Starting at the line that contains "Clone this screenshot" and stopping after the line that contains "string; depth: number;", copy the lines exactly. Pictures are left out.

--------------------------------------------------

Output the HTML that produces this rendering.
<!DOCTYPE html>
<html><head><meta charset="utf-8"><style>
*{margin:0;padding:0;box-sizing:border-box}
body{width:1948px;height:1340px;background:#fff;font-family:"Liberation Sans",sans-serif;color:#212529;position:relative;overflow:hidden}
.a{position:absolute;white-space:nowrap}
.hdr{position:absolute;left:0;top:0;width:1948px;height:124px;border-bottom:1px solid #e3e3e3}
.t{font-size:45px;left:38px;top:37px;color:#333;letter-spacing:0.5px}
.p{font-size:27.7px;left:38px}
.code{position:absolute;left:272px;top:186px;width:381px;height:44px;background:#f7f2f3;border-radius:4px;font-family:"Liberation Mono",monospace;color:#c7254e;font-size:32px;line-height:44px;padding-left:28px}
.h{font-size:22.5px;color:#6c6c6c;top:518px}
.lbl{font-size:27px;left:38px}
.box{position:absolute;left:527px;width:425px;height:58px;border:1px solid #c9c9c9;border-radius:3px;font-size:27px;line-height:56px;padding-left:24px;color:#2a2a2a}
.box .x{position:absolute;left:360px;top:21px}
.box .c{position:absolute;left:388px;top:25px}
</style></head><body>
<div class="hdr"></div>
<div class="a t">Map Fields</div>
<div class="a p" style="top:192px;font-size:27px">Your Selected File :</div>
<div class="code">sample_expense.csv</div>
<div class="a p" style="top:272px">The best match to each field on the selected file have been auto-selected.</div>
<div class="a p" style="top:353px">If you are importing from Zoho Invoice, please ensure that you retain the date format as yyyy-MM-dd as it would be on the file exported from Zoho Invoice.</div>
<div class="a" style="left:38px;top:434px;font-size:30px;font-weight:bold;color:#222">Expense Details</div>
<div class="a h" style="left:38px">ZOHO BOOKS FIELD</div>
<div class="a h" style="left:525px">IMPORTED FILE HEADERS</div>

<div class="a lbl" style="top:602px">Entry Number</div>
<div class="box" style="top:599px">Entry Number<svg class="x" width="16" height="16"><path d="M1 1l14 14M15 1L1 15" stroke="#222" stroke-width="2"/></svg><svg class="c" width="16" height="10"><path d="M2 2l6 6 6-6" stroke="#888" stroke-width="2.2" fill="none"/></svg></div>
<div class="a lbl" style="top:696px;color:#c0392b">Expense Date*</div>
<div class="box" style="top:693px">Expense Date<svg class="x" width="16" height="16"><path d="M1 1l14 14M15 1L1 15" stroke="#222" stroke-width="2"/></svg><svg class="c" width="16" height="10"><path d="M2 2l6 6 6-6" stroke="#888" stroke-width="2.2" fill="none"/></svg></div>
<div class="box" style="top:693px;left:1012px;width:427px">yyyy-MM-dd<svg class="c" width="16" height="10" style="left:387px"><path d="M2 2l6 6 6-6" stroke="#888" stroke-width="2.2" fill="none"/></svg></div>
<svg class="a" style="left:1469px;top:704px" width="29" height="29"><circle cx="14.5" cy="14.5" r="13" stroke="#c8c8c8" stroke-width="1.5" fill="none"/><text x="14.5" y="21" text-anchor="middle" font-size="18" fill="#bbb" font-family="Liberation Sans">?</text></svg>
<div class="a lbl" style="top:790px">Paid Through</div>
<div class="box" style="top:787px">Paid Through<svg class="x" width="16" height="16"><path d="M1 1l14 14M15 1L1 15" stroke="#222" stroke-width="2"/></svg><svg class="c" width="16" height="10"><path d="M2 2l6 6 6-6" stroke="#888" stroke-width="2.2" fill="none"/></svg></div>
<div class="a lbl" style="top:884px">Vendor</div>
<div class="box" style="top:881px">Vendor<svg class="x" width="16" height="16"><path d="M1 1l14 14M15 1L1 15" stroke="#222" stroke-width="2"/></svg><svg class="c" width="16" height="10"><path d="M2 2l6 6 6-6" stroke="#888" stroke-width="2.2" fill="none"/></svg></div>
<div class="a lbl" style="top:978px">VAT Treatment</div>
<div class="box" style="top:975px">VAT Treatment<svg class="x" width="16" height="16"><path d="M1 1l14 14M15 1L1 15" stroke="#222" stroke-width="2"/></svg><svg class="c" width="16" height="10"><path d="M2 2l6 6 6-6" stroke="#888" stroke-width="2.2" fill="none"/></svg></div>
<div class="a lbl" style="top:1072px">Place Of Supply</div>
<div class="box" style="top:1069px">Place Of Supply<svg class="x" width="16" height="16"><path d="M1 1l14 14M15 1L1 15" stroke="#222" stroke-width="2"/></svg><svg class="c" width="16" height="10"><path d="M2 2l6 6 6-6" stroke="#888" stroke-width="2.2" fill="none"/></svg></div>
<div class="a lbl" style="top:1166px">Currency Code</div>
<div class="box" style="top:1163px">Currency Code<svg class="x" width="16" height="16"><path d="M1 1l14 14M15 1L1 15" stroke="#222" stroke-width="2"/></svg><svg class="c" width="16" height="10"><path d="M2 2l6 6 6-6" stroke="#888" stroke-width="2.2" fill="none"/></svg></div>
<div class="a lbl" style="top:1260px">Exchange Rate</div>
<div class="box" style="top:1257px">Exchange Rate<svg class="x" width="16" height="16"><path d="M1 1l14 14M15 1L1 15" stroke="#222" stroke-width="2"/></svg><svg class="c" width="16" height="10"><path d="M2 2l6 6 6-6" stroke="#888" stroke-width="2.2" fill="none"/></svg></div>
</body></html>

--------------------------------------------------

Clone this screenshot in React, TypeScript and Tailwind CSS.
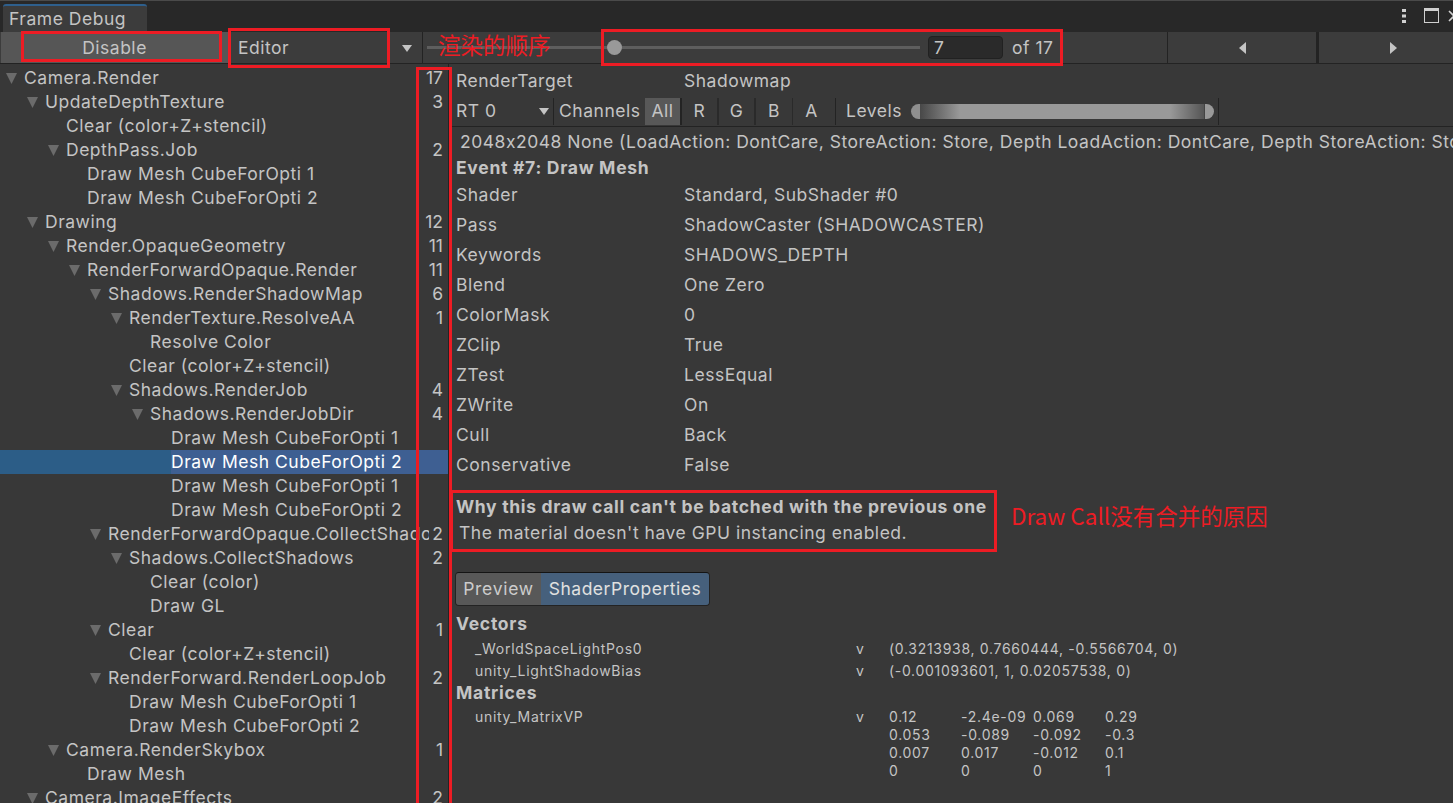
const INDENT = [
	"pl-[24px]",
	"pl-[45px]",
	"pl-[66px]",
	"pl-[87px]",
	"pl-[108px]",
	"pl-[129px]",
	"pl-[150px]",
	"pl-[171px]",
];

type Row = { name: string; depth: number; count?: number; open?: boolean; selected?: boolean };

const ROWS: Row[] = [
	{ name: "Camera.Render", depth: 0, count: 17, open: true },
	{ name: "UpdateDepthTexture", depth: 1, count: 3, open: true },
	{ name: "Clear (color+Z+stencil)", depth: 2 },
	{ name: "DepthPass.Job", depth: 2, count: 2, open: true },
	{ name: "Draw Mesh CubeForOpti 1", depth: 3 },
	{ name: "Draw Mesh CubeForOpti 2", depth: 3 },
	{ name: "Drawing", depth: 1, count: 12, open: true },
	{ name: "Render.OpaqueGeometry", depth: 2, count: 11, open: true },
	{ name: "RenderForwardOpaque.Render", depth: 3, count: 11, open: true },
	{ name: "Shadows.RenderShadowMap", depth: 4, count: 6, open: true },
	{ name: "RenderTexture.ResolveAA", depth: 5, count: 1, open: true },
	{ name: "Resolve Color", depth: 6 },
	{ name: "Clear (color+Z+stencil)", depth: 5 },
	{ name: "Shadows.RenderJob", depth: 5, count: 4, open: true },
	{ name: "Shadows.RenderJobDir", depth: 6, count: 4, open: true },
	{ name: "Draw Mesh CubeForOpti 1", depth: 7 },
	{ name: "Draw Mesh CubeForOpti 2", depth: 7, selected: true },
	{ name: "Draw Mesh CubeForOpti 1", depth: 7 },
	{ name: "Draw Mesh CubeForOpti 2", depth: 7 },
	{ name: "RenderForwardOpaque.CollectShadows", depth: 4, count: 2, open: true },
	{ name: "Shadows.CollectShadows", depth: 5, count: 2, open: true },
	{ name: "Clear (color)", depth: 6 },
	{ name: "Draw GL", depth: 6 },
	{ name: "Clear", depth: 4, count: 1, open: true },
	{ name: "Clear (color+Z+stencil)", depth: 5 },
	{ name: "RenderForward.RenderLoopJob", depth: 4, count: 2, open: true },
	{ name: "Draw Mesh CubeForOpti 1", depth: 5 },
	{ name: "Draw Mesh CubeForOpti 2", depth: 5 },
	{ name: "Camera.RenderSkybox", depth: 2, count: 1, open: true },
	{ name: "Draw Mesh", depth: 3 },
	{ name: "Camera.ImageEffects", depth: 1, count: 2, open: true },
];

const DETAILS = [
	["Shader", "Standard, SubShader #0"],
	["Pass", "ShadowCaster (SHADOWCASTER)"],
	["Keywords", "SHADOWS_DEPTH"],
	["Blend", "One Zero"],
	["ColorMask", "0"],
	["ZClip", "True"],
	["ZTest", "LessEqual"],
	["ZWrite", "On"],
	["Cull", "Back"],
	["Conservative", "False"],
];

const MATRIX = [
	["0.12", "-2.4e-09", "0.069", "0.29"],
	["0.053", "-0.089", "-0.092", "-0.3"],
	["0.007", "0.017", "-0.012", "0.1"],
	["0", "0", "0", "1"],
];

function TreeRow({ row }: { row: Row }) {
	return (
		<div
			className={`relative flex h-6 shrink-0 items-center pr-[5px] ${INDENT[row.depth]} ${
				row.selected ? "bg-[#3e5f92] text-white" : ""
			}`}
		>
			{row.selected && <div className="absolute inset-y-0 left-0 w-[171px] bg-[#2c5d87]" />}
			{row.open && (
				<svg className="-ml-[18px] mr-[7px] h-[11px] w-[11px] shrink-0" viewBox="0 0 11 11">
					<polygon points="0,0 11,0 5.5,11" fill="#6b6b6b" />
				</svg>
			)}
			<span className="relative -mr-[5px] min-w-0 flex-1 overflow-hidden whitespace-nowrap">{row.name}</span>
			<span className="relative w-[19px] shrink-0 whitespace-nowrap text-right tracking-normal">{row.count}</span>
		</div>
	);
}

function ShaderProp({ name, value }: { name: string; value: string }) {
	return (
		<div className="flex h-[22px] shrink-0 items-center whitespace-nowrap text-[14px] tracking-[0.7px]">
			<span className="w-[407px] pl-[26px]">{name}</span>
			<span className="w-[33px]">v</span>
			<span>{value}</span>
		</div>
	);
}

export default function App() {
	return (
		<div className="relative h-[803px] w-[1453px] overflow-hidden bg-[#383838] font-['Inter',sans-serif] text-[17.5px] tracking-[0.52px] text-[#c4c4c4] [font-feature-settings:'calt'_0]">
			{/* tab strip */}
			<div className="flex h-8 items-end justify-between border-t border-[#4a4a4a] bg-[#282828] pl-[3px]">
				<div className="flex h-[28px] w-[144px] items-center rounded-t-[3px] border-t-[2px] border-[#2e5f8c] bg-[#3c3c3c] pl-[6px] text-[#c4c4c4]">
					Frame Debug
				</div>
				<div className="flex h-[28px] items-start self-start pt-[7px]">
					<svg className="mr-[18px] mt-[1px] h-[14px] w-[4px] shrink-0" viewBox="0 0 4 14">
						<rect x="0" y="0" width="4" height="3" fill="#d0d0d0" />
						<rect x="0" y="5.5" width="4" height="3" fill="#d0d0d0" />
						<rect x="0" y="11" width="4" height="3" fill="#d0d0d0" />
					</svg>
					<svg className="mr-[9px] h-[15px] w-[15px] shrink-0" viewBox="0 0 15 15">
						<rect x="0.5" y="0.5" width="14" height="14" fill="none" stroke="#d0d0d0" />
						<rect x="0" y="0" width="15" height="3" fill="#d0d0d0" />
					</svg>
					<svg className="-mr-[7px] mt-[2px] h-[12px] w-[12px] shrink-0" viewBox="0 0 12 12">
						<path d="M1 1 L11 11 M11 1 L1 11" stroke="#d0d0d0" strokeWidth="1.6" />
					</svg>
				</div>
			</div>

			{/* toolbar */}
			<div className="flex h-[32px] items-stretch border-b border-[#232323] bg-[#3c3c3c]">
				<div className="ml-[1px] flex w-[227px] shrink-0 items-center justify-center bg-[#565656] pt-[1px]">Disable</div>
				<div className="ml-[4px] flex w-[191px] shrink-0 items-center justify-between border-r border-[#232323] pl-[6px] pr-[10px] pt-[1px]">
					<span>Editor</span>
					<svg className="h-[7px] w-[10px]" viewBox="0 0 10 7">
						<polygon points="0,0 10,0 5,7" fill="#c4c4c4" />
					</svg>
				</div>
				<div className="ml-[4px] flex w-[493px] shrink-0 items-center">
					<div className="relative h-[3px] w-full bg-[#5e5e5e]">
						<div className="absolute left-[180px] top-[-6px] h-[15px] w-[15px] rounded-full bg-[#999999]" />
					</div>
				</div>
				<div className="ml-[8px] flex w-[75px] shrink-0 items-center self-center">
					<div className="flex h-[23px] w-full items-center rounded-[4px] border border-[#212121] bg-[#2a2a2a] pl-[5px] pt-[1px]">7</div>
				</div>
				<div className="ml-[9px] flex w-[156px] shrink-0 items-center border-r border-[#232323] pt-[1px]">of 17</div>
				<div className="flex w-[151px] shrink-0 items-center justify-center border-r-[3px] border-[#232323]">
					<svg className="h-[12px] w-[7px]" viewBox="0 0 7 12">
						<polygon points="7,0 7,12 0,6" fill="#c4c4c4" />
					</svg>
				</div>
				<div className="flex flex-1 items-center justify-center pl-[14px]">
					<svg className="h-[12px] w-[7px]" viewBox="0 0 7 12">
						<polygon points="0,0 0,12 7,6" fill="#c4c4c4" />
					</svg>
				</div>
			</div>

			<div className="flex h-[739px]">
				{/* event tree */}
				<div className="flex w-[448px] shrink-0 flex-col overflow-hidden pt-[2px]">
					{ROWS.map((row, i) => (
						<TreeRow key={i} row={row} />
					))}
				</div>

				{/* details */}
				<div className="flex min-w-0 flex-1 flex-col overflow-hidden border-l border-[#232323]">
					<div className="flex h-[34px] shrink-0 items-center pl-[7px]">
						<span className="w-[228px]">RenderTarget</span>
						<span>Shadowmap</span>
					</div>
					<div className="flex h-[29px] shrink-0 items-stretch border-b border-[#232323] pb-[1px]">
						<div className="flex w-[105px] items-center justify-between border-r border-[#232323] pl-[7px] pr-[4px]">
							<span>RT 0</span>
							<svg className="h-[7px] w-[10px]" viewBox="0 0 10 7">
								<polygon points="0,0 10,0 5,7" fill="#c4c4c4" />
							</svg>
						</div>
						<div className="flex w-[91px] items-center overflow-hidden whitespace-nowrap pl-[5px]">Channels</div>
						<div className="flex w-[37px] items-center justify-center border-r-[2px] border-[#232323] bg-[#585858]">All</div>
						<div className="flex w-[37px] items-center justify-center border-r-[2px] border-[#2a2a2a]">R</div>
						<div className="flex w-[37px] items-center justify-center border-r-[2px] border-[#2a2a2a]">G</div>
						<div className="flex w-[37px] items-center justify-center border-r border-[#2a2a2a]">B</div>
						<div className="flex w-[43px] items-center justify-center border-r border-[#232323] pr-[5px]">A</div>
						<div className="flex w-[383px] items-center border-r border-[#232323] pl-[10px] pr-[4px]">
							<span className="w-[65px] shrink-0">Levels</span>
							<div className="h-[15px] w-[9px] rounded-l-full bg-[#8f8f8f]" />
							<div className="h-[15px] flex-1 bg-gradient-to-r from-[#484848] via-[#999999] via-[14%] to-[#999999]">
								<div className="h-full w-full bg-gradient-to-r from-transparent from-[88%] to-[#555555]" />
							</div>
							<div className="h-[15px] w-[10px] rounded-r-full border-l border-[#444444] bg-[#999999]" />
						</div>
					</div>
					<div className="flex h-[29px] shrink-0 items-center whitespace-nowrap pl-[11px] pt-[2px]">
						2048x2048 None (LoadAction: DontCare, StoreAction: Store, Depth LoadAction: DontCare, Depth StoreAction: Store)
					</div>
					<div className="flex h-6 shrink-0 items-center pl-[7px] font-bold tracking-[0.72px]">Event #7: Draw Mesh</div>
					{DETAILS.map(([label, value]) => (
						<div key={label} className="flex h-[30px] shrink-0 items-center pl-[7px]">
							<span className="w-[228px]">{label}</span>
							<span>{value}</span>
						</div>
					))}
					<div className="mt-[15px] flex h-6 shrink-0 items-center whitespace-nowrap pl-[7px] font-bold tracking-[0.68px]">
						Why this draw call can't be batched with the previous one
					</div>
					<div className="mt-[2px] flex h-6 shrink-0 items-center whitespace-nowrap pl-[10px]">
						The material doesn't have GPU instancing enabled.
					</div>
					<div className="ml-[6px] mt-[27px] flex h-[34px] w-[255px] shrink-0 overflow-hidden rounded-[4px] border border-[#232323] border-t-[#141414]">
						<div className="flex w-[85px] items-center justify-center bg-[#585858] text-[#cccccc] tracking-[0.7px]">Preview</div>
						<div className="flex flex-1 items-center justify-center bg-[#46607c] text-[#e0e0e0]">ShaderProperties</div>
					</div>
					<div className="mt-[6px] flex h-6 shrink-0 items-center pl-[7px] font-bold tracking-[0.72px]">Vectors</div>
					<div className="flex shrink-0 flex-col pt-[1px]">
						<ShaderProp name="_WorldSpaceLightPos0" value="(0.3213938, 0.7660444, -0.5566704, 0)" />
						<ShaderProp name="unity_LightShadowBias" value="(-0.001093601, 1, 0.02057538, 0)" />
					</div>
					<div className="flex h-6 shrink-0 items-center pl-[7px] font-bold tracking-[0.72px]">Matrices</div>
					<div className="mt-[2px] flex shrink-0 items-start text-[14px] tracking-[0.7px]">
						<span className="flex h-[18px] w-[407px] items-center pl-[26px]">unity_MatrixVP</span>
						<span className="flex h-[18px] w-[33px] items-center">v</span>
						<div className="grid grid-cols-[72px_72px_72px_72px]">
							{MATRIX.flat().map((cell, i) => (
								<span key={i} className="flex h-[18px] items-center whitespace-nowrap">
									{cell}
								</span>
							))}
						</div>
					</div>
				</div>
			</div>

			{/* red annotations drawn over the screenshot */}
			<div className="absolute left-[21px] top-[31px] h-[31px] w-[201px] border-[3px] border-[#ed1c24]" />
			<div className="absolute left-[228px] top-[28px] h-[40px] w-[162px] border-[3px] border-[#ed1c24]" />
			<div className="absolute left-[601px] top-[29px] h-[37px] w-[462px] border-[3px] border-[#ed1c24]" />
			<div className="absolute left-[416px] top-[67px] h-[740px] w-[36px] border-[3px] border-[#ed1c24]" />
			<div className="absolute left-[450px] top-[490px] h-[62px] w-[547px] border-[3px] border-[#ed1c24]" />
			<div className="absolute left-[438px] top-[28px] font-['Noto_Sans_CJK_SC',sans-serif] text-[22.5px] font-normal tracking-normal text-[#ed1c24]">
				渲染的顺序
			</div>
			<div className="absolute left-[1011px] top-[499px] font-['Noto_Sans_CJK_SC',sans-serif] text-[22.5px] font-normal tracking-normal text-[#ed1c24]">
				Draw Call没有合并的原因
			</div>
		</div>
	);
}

--------------------------------------------------

Solution for this exercise:
Clone this screenshot in React, TypeScript and Tailwind CSS.
const INDENT = [
	"pl-[24px]",
	"pl-[45px]",
	"pl-[66px]",
	"pl-[87px]",
	"pl-[108px]",
	"pl-[129px]",
	"pl-[150px]",
	"pl-[171px]",
];

type Row = { name: string; depth: number; count?: number; open?: boolean; selected?: boolean };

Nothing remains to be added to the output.